Please ban black paint on the exteriors of these new dwellings as black buildings are heat traps in summer, and please try to keep them single-storey and as unobtrusive as possible. The only good thing we can see in this Code Amendment is that more existing houses lining streets will be retained.

However, we will still have two for one ad hoc infill in many residential areas, plus the dreaded battle-axe and hammerhead subdivisions, which have attacked and removed much of our back -gardens for some 40 years. As well, the Greater Adelaide Regional Plan will impose multi-storey towers on many main roads, including major arterials carrying heavy traffic volumes. Street trees often struggle to survive on main roads and the heavy shade and wind tunnels created by apartment towers may make their lives shorter still. So, our relatively green and pleasant suburbs may become less green and pleasant.

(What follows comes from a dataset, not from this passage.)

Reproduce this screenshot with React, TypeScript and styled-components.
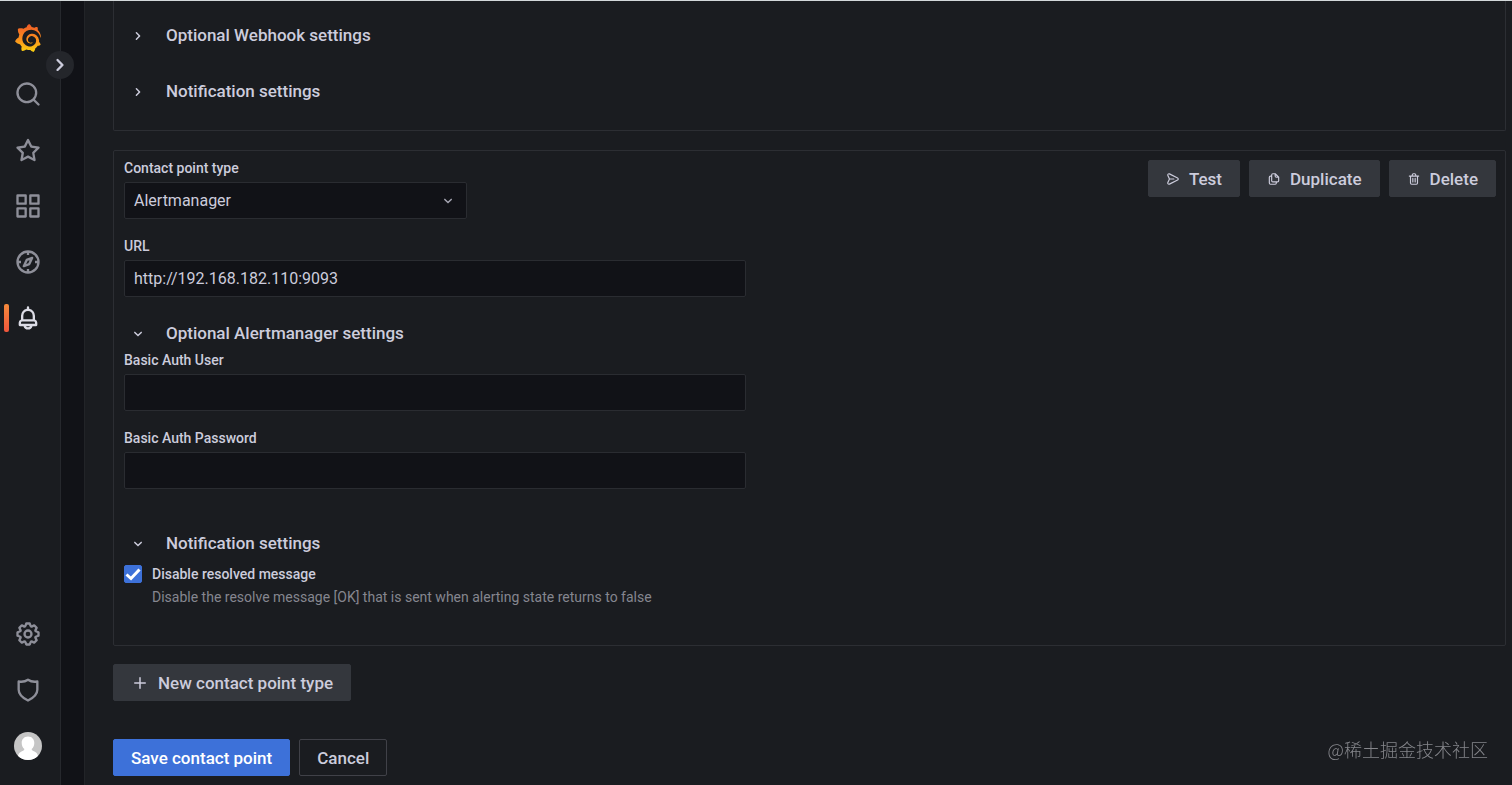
import React, { useId, useState } from "react";
import styled, { createGlobalStyle } from "styled-components";
import { SiGrafana } from "react-icons/si";

const color = {
  canvas: "#111217",
  surface: "#1a1c20",
  line: "#2c2e33",
  inputLine: "#2a2c31",
  text: "#ccccdc",
  muted: "#85868f",
  icon: "#8e8f99",
  secondary: "#34373d",
  primary: "#3d71d9",
};

const GlobalStyle = createGlobalStyle`
  *, *::before, *::after { box-sizing: border-box; }
  body {
    margin: 0;
    background: ${color.canvas};
    color: ${color.text};
    font: 400 16px/24px Roboto, "Noto Sans CJK SC", sans-serif;
  }
  button, input, select { font: inherit; color: inherit; }
`;

/* ---------- icons ---------- */

const paths = {
  search:
    "M21.71,20.29,18,16.61A9,9,0,1,0,16.61,18l3.68,3.68a1,1,0,0,0,1.42,0A1,1,0,0,0,21.71,20.29ZM11,18a7,7,0,1,1,7-7A7,7,0,0,1,11,18Z",
  star: "M22,9.67A1,1,0,0,0,21.14,9l-5.69-.83L12.9,3a1,1,0,0,0-1.8,0L8.55,8.16,2.86,9a1,1,0,0,0-.81.68,1,1,0,0,0,.25,1l4.13,4-1,5.68A1,1,0,0,0,6.9,21.44L12,18.77l5.1,2.67a.93.93,0,0,0,.46.12,1,1,0,0,0,.59-.19,1,1,0,0,0,.4-1l-1-5.68,4.13-4A1,1,0,0,0,22,9.67Zm-6.15,4a1,1,0,0,0-.29.88l.72,4.2-3.76-2a1.06,1.06,0,0,0-.94,0l-3.76,2,.72-4.2a1,1,0,0,0-.29-.88l-3-3,4.21-.61a1,1,0,0,0,.76-.55L12,5.7l1.88,3.82a1,1,0,0,0,.76.55l4.21.61Z",
  apps: "M10,13H3a1,1,0,0,0-1,1v7a1,1,0,0,0,1,1h7a1,1,0,0,0,1-1V14A1,1,0,0,0,10,13ZM9,20H4V15H9ZM21,2H14a1,1,0,0,0-1,1v7a1,1,0,0,0,1,1h7a1,1,0,0,0,1-1V3A1,1,0,0,0,21,2ZM20,9H15V4h5Zm1,4H14a1,1,0,0,0-1,1v7a1,1,0,0,0,1,1h7a1,1,0,0,0,1-1V14A1,1,0,0,0,21,13Zm-1,7H15V15h5ZM10,2H3A1,1,0,0,0,2,3v7a1,1,0,0,0,1,1h7a1,1,0,0,0,1-1V3A1,1,0,0,0,10,2ZM9,9H4V4H9Z",
  bell: "M18,13.18V10a6,6,0,0,0-5-5.91V3a1,1,0,0,0-2,0V4.09A6,6,0,0,0,6,10v3.18A3,3,0,0,0,4,16v2a1,1,0,0,0,1,1H8.14a4,4,0,0,0,7.72,0H19a1,1,0,0,0,1-1V16A3,3,0,0,0,18,13.18ZM8,10a4,4,0,0,1,8,0v3H8Zm4,10a2,2,0,0,1-1.72-1h3.44A2,2,0,0,1,12,20Zm6-3H6V16a1,1,0,0,1,1-1H17a1,1,0,0,1,1,1Z",
  cog: "M21.32,9.55l-1.89-.63.89-1.78A1,1,0,0,0,20.13,6L18,3.87a1,1,0,0,0-1.15-.19l-1.78.89-.63-1.89A1,1,0,0,0,13.5,2h-3a1,1,0,0,0-.95.68L8.92,4.57,7.14,3.68A1,1,0,0,0,6,3.87L3.87,6a1,1,0,0,0-.19,1.15l.89,1.78-1.89.63A1,1,0,0,0,2,10.5v3a1,1,0,0,0,.68.95l1.89.63-.89,1.78A1,1,0,0,0,3.87,18L6,20.13a1,1,0,0,0,1.15.19l1.78-.89.63,1.89a1,1,0,0,0,.95.68h3a1,1,0,0,0,.95-.68l.63-1.89,1.78.89A1,1,0,0,0,18,20.13L20.13,18a1,1,0,0,0,.19-1.15l-.89-1.78,1.89-.63A1,1,0,0,0,22,13.5v-3A1,1,0,0,0,21.32,9.55ZM20,12.78l-1.2.4A2,2,0,0,0,17.64,16l.57,1.14-1.1,1.1L16,17.64a2,2,0,0,0-2.79,1.16l-.4,1.2H11.22l-.4-1.2A2,2,0,0,0,8,17.64l-1.14.57-1.1-1.1L6.36,16A2,2,0,0,0,5.2,13.18L4,12.78V11.22l1.2-.4A2,2,0,0,0,6.36,8L5.79,6.89l1.1-1.1L8,6.36A2,2,0,0,0,10.82,5.2l.4-1.2h1.56l.4,1.2A2,2,0,0,0,16,6.36l1.14-.57,1.1,1.1L17.64,8a2,2,0,0,0,1.16,2.79l1.2.4ZM12,8a4,4,0,1,0,4,4A4,4,0,0,0,12,8Zm0,6a2,2,0,1,1,2-2A2,2,0,0,1,12,14Z",
  send: "M20.34,9.32l-14-7a3,3,0,0,0-4.08,3.9l2.4,5.37h0a1.06,1.06,0,0,1,0,.82l-2.4,5.37A3,3,0,0,0,5,22a3.14,3.14,0,0,0,1.35-.32l14-7a3,3,0,0,0,0-5.36Zm-.89,3.57-14,7a1,1,0,0,1-1.35-1.3l2.39-5.37A2,2,0,0,0,6.57,13h6.89a1,1,0,0,0,0-2H6.57a2,2,0,0,0-.08-.22L4.1,5.41a1,1,0,0,1,1.35-1.3l14,7a1,1,0,0,1,0,1.78Z",
  copy: "M21,8.94a1.31,1.31,0,0,0-.06-.27l0-.09a1.07,1.07,0,0,0-.19-.28h0l-6-6h0a1.07,1.07,0,0,0-.28-.19.32.32,0,0,0-.09,0A.88.88,0,0,0,14.05,2H10A3,3,0,0,0,7,5V6H6A3,3,0,0,0,3,9V19a3,3,0,0,0,3,3h8a3,3,0,0,0,3-3V18h1a3,3,0,0,0,3-3V9S21,9,21,8.94ZM15,5.41,17.59,8H16a1,1,0,0,1-1-1ZM15,19a1,1,0,0,1-1,1H6a1,1,0,0,1-1-1V9A1,1,0,0,1,6,8H7v7a3,3,0,0,0,3,3h5Zm4-4a1,1,0,0,1-1,1H10a1,1,0,0,1-1-1V5a1,1,0,0,1,1-1h3V7a3,3,0,0,0,3,3h3Z",
  trash:
    "M10,18a1,1,0,0,0,1-1V11a1,1,0,0,0-2,0v6A1,1,0,0,0,10,18ZM20,6H16V5a3,3,0,0,0-3-3H11A3,3,0,0,0,8,5V6H4A1,1,0,0,0,4,8H5V19a3,3,0,0,0,3,3h8a3,3,0,0,0,3-3V8h1a1,1,0,0,0,0-2ZM10,5a1,1,0,0,1,1-1h2a1,1,0,0,1,1,1V6H10Zm7,14a1,1,0,0,1-1,1H8a1,1,0,0,1-1-1V8H17Zm-3-1a1,1,0,0,0,1-1V11a1,1,0,0,0-2,0v6A1,1,0,0,0,14,18Z",
  right:
    "M14.83,11.29,10.59,7.05a1,1,0,0,0-1.42,0,1,1,0,0,0,0,1.41L12.71,12,9.17,15.54a1,1,0,0,0,0,1.41,1,1,0,0,0,.71.29,1,1,0,0,0,.71-.29l4.24-4.24A1,1,0,0,0,14.83,11.29Z",
  down: "M17,9.17a1,1,0,0,0-1.41,0L12,12.71,8.46,9.17a1,1,0,0,0-1.41,0,1,1,0,0,0,0,1.42l4.24,4.24a1,1,0,0,0,1.42,0L17,10.59A1,1,0,0,0,17,9.17Z",
  plus: "M19,11H13V5a1,1,0,0,0-2,0v6H5a1,1,0,0,0,0,2h6v6a1,1,0,0,0,2,0V13h6a1,1,0,0,0,0-2Z",
};

function Icon({ name, size }: { name: keyof typeof paths; size: number }) {
  return (
    <svg width={size} height={size} viewBox="0 0 24 24" fill="currentColor" aria-hidden="true">
      <path d={paths[name]} />
    </svg>
  );
}

const CompassIcon = () => (
  <svg width="28" height="28" viewBox="0 0 24 24" fill="none" stroke="currentColor" strokeWidth="2" aria-hidden="true">
    <circle cx="12" cy="12" r="9" />
    <path d="M12 3v3M12 18v3M3 12h3M18 12h3" />
    <path d="M15.6 8.4 10.9 10.2 8.4 15.6 13.1 13.8Z" strokeLinejoin="round" />
  </svg>
);

const ShieldIcon = () => (
  <svg width="28" height="28" viewBox="0 0 24 24" fill="none" stroke="currentColor" strokeWidth="2" strokeLinejoin="round" aria-hidden="true">
    <path d="M12 3.2C9.800 4.700 7 5.300 4 4.700V11.700C4 15.500 6.500 18.200 12 21C17.500 18.200 20 15.500 20 11.700V4.700C17 5.300 14.200 4.700 12 3.200Z" />
  </svg>
);

const AvatarIcon = () => (
  <svg width="28" height="28" viewBox="0 0 28 28" aria-hidden="true">
    <clipPath id="avatar-clip">
      <circle cx="14" cy="14" r="14" />
    </clipPath>
    <g clipPath="url(#avatar-clip)">
      <rect width="28" height="28" fill="#c5c5c5" />
      <path
        fill="#fff"
        d="M14 4.500C10 4.500 7.700 7.400 7.700 10.900C7.700 13.500 8.700 15.700 10.400 17C10.300 18.500 8.500 19 6.700 20C4.700 21.100 3.800 23 3.600 28H24.400C24.200 23 23.300 21.100 21.300 20C19.500 19 17.700 18.500 17.600 17C19.300 15.700 20.300 13.500 20.300 10.900C20.300 7.400 18 4.500 14 4.500Z"
      />
    </g>
  </svg>
);

const GradientDefs = styled.svg`
  position: absolute;
`;

const Logo = styled(SiGrafana)`
  && {
    fill: url(#logo-fill);
  }
`;

const LogoIcon = () => (
  <>
    <GradientDefs width="0" height="0" aria-hidden="true">
      <linearGradient id="logo-fill" x1="0" y1="1" x2="0" y2="0">
        <stop offset="0" stopColor="#fcd410" />
        <stop offset="0.4" stopColor="#fb961c" />
        <stop offset="1" stopColor="#f05a28" />
      </linearGradient>
    </GradientDefs>
    <Logo size={28} aria-hidden="true" />
  </>
);

/* ---------- frame ---------- */

const Page = styled.div`
  display: flex;
  min-height: 100vh;
  border-top: 1px solid #d3d8da;
`;

const Sidebar = styled.nav`
  position: relative;
  flex: none;
  display: flex;
  flex-direction: column;
  width: 61px;
  padding: 9px 0 11px;
  background: ${color.surface};
  border-right: 1px solid #26282d;
`;

const NavLink = styled.a<{ $active?: boolean }>`
  position: relative;
  display: grid;
  place-items: center;
  width: 56px;
  height: 56px;
  color: ${(p) => (p.$active ? "#dcdce6" : color.icon)};

  svg {
    display: block;
  }

  &::before {
    content: "";
    display: ${(p) => (p.$active ? "block" : "none")};
    position: absolute;
    left: 4px;
    top: 14px;
    width: 5px;
    height: 28px;
    border-radius: 2px;
    background: linear-gradient(#f58a3c, #f0553c);
  }
`;

const NavSpacer = styled.div`
  flex: 1;
`;

const SidebarToggle = styled.button`
  position: absolute;
  top: 50px;
  right: -14px;
  z-index: 1;
  display: grid;
  place-items: center;
  width: 28px;
  height: 28px;
  padding: 0;
  border: 0;
  border-radius: 50%;
  background: #24262b;
`;

const Main = styled.main`
  flex: 1;
  min-width: 0;
  margin-left: 23px;
  padding: 0 6px 9px 28px;
  background: ${color.surface};
  border-left: 1px solid #222428;
`;

const Card = styled.section<{ $continued?: boolean }>`
  display: flex;
  flex-direction: column;
  gap: ${(p) => (p.$continued ? 22 : 18)}px;
  margin-bottom: ${(p) => (p.$continued ? 19 : 18)}px;
  padding: ${(p) => (p.$continued ? "17px 9px 22px 10px" : "9px 9px 39px 10px")};
  border: 1px solid ${color.line};
  border-top-width: ${(p) => (p.$continued ? 0 : 1)}px;
  border-radius: ${(p) => (p.$continued ? "0 0 2px 2px" : "2px")};
`;

const CardTop = styled.div`
  display: flex;
  justify-content: space-between;
  align-items: flex-start;
`;

/* ---------- form ---------- */

const FieldBox = styled.div`
  max-width: 622px;
  margin-bottom: 19px;
`;

const Label = styled.label`
  display: block;
  margin-bottom: 6px;
  font-size: 14px;
  font-weight: 500;
  line-height: 16px;
`;

const TextInput = styled.input`
  display: block;
  width: 100%;
  height: 37px;
  padding: 0 9px;
  background: ${color.canvas};
  border: 1px solid ${color.inputLine};
  border-radius: 2px;
`;

const SelectBox = styled.div`
  position: relative;
  width: 343px;

  svg {
    position: absolute;
    right: 10px;
    top: 10px;
    color: #a5a5b2;
    pointer-events: none;
  }
`;

const Select = styled.select`
  display: block;
  appearance: none;
  width: 100%;
  height: 37px;
  padding: 0 32px 0 9px;
  background: ${color.canvas};
  border: 1px solid ${color.inputLine};
  border-radius: 2px;
`;

const Disclosure = styled.button`
  display: flex;
  align-items: center;
  gap: 19px;
  height: 34px;
  padding: 0 0 0 5px;
  border: 0;
  background: none;
  font-size: 17px;
  font-weight: 500;

  svg {
    margin-top: 2px;
  }
`;

const GroupBody = styled.div`
  padding-top: 2px;
`;

const CheckRow = styled.div`
  display: grid;
  grid-template-columns: 18px 1fr;
  column-gap: 10px;
  align-items: center;
  font-size: 14px;
`;

const CheckLabel = styled.label`
  font-weight: 500;
  line-height: 24px;
`;

const CheckHint = styled.p`
  grid-column: 2;
  margin: 2px 0 0;
  line-height: 18px;
  color: ${color.muted};
`;

const CheckSlot = styled.span`
  position: relative;
  display: block;
  width: 18px;
  height: 18px;

  svg {
    position: absolute;
    inset: 0;
    pointer-events: none;
  }
`;

const Checkbox = styled.input`
  display: block;
  appearance: none;
  width: 18px;
  height: 18px;
  margin: 0;
  border-radius: 2px;
  background: ${color.canvas};
  border: 1px solid ${color.inputLine};

  &:checked {
    background: ${color.primary};
    border-color: ${color.primary};
  }

  &:not(:checked) + svg {
    display: none;
  }
`;

/* ---------- buttons ---------- */

const buttonLooks = {
  secondary: `background: ${color.secondary}; border-color: ${color.secondary};`,
  primary: `background: ${color.primary}; border-color: ${color.primary}; color: #fff;`,
  outline: `background: transparent; border-color: #404148;`,
};

const Button = styled.button<{ $look: keyof typeof buttonLooks }>`
  display: inline-flex;
  align-items: center;
  gap: 9px;
  height: 37px;
  padding: 0 17px;
  border: 1px solid;
  border-radius: 2px;
  font-size: 17px;
  font-weight: 500;
  white-space: nowrap;
  ${(p) => buttonLooks[p.$look]}
`;

const ButtonRow = styled.div`
  display: flex;
  gap: 9px;
`;

const FormFooter = styled.div`
  display: flex;
  flex-direction: column;
  align-items: flex-start;
  gap: 38px;
`;

const Watermark = styled.div`
  position: fixed;
  right: 24px;
  bottom: 24px;
  font: 300 18px/24px "Noto Sans CJK SC", sans-serif;
  color: #85868b;
`;

/* ---------- parts ---------- */

function Field({ label, value = "", type = "text" }: { label: string; value?: string; type?: string }) {
  const id = useId();
  return (
    <FieldBox>
      <Label htmlFor={id}>{label}</Label>
      <TextInput id={id} type={type} defaultValue={value} />
    </FieldBox>
  );
}

function Section({
  title,
  open = false,
  children,
}: {
  title: string;
  open?: boolean;
  children?: React.ReactNode;
}) {
  const [isOpen, setOpen] = useState(open);
  return (
    <div>
      <Disclosure type="button" aria-expanded={isOpen} onClick={() => setOpen(!isOpen)}>
        <Icon name={isOpen ? "down" : "right"} size={18} />
        {title}
      </Disclosure>
      {isOpen && children && <GroupBody>{children}</GroupBody>}
    </div>
  );
}

export default function App() {
  return (
    <>
      <GlobalStyle />
      <Page>
        <Sidebar aria-label="Main">
          <NavLink href="#home" aria-label="Home">
            <LogoIcon />
          </NavLink>
          <NavLink href="#search" aria-label="Search">
            <Icon name="search" size={28} />
          </NavLink>
          <NavLink href="#starred" aria-label="Starred">
            <Icon name="star" size={28} />
          </NavLink>
          <NavLink href="#dashboards" aria-label="Dashboards">
            <Icon name="apps" size={28} />
          </NavLink>
          <NavLink href="#explore" aria-label="Explore">
            <CompassIcon />
          </NavLink>
          <NavLink href="#alerting" aria-label="Alerting" $active>
            <Icon name="bell" size={28} />
          </NavLink>
          <NavSpacer />
          <NavLink href="#configuration" aria-label="Configuration">
            <Icon name="cog" size={28} />
          </NavLink>
          <NavLink href="#admin" aria-label="Server admin">
            <ShieldIcon />
          </NavLink>
          <NavLink href="#profile" aria-label="Profile">
            <AvatarIcon />
          </NavLink>
          <SidebarToggle type="button" aria-label="Expand menu">
            <Icon name="right" size={28} />
          </SidebarToggle>
        </Sidebar>

        <Main>
          <Card $continued>
            <Section title="Optional Webhook settings" />
            <Section title="Notification settings" />
          </Card>

          <Card>
            <div>
              <CardTop>
                <FieldBox>
                  <Label htmlFor="contact-type">Contact point type</Label>
                  <SelectBox>
                    <Select id="contact-type" defaultValue="Alertmanager">
                      <option>Alertmanager</option>
                      <option>Webhook</option>
                      <option>Email</option>
                    </Select>
                    <Icon name="down" size={18} />
                  </SelectBox>
                </FieldBox>
                <ButtonRow>
                  <Button type="button" $look="secondary">
                    <Icon name="send" size={14} />
                    Test
                  </Button>
                  <Button type="button" $look="secondary">
                    <Icon name="copy" size={14} />
                    Duplicate
                  </Button>
                  <Button type="button" $look="secondary">
                    <Icon name="trash" size={14} />
                    Delete
                  </Button>
                </ButtonRow>
              </CardTop>

              <Field label="URL" value="http://192.168.182.110:9093" />

              <Section title="Optional Alertmanager settings" open>
                <Field label="Basic Auth User" />
                <Field label="Basic Auth Password" type="password" />
              </Section>
            </div>
            <Section title="Notification settings" open>
              <CheckRow>
                <CheckSlot>
                  <Checkbox type="checkbox" id="disable-resolved" defaultChecked />
                  <svg viewBox="0 0 18 18" fill="none" stroke="#fff" strokeWidth="3" aria-hidden="true">
                    <path d="M2.500 9.500 7 13.500 15.500 4.500" />
                  </svg>
                </CheckSlot>
                <CheckLabel htmlFor="disable-resolved">Disable resolved message</CheckLabel>
                <CheckHint>Disable the resolve message [OK] that is sent when alerting state returns to false</CheckHint>
              </CheckRow>
            </Section>
          </Card>

          <FormFooter>
            <Button type="button" $look="secondary">
              <Icon name="plus" size={18} />
              New contact point type
            </Button>
            <ButtonRow>
              <Button type="submit" $look="primary">
                Save contact point
              </Button>
              <Button type="button" $look="outline">
                Cancel
              </Button>
            </ButtonRow>
          </FormFooter>
        </Main>
      </Page>
      <Watermark>@稀土掘金技术社区</Watermark>
    </>
  );
}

All of the infill proposed in this Code Amendment, combined with the Greater Adelaide Regional Plan Code Amendment, if it is built, it will result in more parked cars in streets and more traffic congested roads. Elderly people will not be using e-bikes nor e-scooters. Mothers with babies, and shopping to do will not be on push bikes. People will still need cars. We note the provision of one car park space on site for each new backyard co-located dwelling. However, these residents will have visitors and the elderly may have Meals on Wheels rocking up daily. More cars parked in streets will lead to more friction between neighbours.

Six rubbish bins in front of a property, where once there were two, will not help reduce potentially negative neighbourly interactions.

Closing Remarks

Thank you for the opportunity to provide comments on the proposed Code Amendment on co-located housing.